Fortunately, we have new technology that might handle this problem. Histories might be “close” to each other, and so it might make sense to embed them in some vector space. Is there a reasonable way to do this? Neural networks do this exactly, by mapping extremely high-dimensional inputs into lower-dimensional vector spaces. Tensorflow has a really nice introduction to vector space embeddings, focusing on embedding words. Personally, I’ve had some good success embedding sentences using RNNs. Googling around, you can find some really nice resources for more on embeddings.

I’m too much of an amateur to know if some work has been done to see if these embeddings are optimal, but what you would hope is that the embedding of the history contains all of the information about the history that’s relevant for determining the future action.

Psychometrics

This also has some implications for the way we develop psychometrics.
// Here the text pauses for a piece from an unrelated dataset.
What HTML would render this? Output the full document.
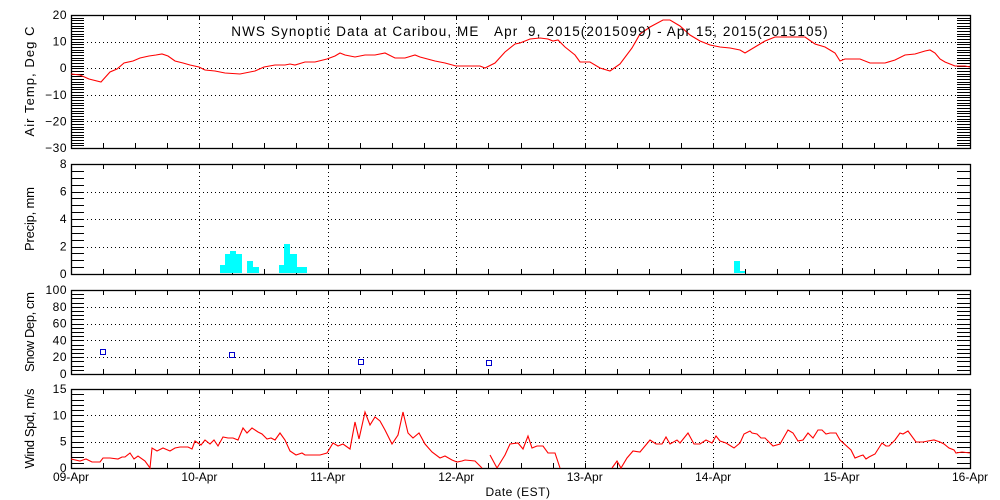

In classical test theory, we’re satisfied if a psychometric test (e.g. an IQ test) has low expected variation in different instances of a person taking the test, and if the test score is a reasonable predictor of other variables (e.g. future income).

How do we know that we’ve developed a test that captures as much relevant information as possible? If we want to measure the effect of intelligence on future earnings, it’s clear that the problem is something like “real intelligence” → “IQ” → “earnings”. The data processing inequality applies. Without optimizing the IQ measurement for the prediction problem, we’ve almost certainly lost some information about intelligence that’s relevant for determining future income.

Could there be a way to use “blocking” to develop psychometric instruments? I’m not a psychologist — maybe there already is! If any of you know, I’d love to hear about it in the comments!! [Edit: Stephen commented with some nice resources! Naturally, there is some literature on the subject, including his dissertation!]